* _WORK TO DO_:
Quote all lines below exactly. Images stay out.

* _SOURCE MATERIAL_:
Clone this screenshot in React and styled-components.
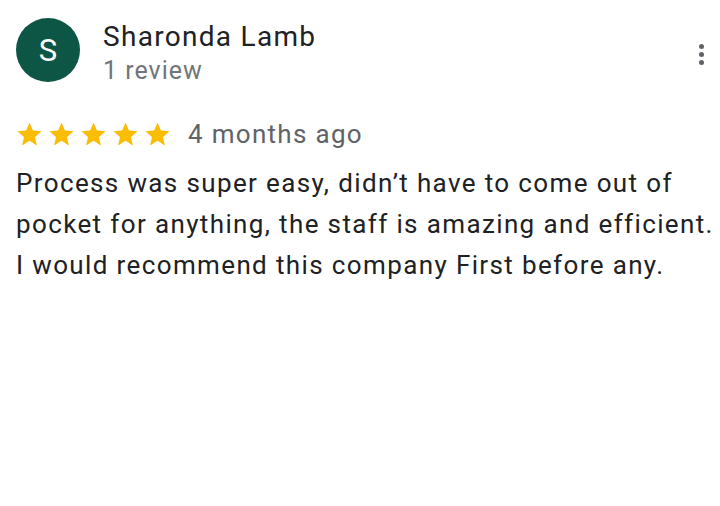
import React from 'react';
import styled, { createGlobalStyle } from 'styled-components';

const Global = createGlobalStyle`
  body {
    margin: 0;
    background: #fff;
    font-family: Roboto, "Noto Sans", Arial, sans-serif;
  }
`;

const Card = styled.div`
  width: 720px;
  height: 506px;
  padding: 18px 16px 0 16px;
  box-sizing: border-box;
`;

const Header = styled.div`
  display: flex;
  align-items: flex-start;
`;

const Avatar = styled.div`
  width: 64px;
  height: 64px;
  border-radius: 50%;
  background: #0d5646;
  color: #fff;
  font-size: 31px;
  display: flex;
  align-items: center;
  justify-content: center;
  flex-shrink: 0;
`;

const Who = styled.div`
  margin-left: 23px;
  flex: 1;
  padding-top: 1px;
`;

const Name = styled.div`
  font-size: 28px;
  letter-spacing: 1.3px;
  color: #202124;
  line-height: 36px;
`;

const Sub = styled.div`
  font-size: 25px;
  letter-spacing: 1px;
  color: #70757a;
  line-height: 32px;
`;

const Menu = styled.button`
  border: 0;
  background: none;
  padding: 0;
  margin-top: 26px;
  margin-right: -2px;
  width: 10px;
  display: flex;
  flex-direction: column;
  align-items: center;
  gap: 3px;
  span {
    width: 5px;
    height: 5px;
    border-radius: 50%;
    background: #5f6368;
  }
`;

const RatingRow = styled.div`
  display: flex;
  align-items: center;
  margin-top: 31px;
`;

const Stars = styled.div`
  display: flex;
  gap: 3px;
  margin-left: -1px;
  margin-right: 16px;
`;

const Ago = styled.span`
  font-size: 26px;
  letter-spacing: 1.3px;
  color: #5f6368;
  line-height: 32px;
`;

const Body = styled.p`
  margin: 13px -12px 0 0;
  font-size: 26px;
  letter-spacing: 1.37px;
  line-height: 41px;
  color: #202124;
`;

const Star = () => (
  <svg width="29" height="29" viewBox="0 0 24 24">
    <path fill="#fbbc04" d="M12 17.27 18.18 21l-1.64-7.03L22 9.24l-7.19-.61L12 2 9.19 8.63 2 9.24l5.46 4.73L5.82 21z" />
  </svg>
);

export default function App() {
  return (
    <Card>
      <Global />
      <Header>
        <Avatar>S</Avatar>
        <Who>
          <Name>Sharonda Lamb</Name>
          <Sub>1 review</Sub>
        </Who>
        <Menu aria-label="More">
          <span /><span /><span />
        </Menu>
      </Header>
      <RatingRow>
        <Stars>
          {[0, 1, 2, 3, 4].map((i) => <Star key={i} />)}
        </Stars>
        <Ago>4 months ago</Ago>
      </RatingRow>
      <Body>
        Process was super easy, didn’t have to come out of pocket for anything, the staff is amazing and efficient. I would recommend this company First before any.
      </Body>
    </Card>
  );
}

* _ANSWER_:
Clone this screenshot in React and styled-components.
import React from 'react';
import styled, { createGlobalStyle } from 'styled-components';

const Global = createGlobalStyle`
  body {
    margin: 0;
    background: #fff;
    font-family: Roboto, "Noto Sans", Arial, sans-serif;
  }
`;

const Card = styled.div`
  width: 720px;
  height: 506px;
  padding: 18px 16px 0 16px;
  box-sizing: border-box;
`;

const Header = styled.div`
  display: flex;
  align-items: flex-start;
`;

const Avatar = styled.div`
  width: 64px;
  height: 64px;
  border-radius: 50%;
  background: #0d5646;
  color: #fff;
  font-size: 31px;
  display: flex;
  align-items: center;
  justify-content: center;
  flex-shrink: 0;
`;

const Who = styled.div`
  margin-left: 23px;
  flex: 1;
  padding-top: 1px;
`;

const Name = styled.div`
  font-size: 28px;
  letter-spacing: 1.3px;
  color: #202124;
  line-height: 36px;
`;

const Sub = styled.div`
  font-size: 25px;
  letter-spacing: 1px;
  color: #70757a;
  line-height: 32px;
`;

const Menu = styled.button`
  border: 0;
  background: none;
  padding: 0;
  margin-top: 26px;
  margin-right: -2px;
  width: 10px;
  display: flex;
  flex-direction: column;
  align-items: center;
  gap: 3px;
  span {
    width: 5px;
    height: 5px;
    border-radius: 50%;
    background: #5f6368;
  }
`;

const RatingRow = styled.div`
  display: flex;
  align-items: center;
  margin-top: 31px;
`;

const Stars = styled.div`
  display: flex;
  gap: 3px;
  margin-left: -1px;
  margin-right: 16px;
`;

const Ago = styled.span`
  font-size: 26px;
  letter-spacing: 1.3px;
  color: #5f6368;
  line-height: 32px;
`;

const Body = styled.p`
  margin: 13px -12px 0 0;
  font-size: 26px;
  letter-spacing: 1.37px;
  line-height: 41px;
  color: #202124;
`;

const Star = () => (
  <svg width="29" height="29" viewBox="0 0 24 24">
    <path fill="#fbbc04" d="M12 17.27 18.18 21l-1.64-7.03L22 9.24l-7.19-.61L12 2 9.19 8.63 2 9.24l5.46 4.73L5.82 21z" />
  </svg>
);

export default function App() {
  return (
    <Card>
      <Global />
      <Header>
        <Avatar>S</Avatar>
        <Who>
          <Name>Sharonda Lamb</Name>
          <Sub>1 review</Sub>
        </Who>
        <Menu aria-label="More">
          <span /><span /><span />
        </Menu>
      </Header>
      <RatingRow>
        <Stars>
          {[0, 1, 2, 3, 4].map((i) => <Star key={i} />)}
        </Stars>
        <Ago>4 months ago</Ago>
      </RatingRow>
      <Body>
        Process was super easy, didn’t have to come out of pocket for anything, the staff is amazing and efficient. I would recommend this company First before any.
      </Body>
    </Card>
  );
}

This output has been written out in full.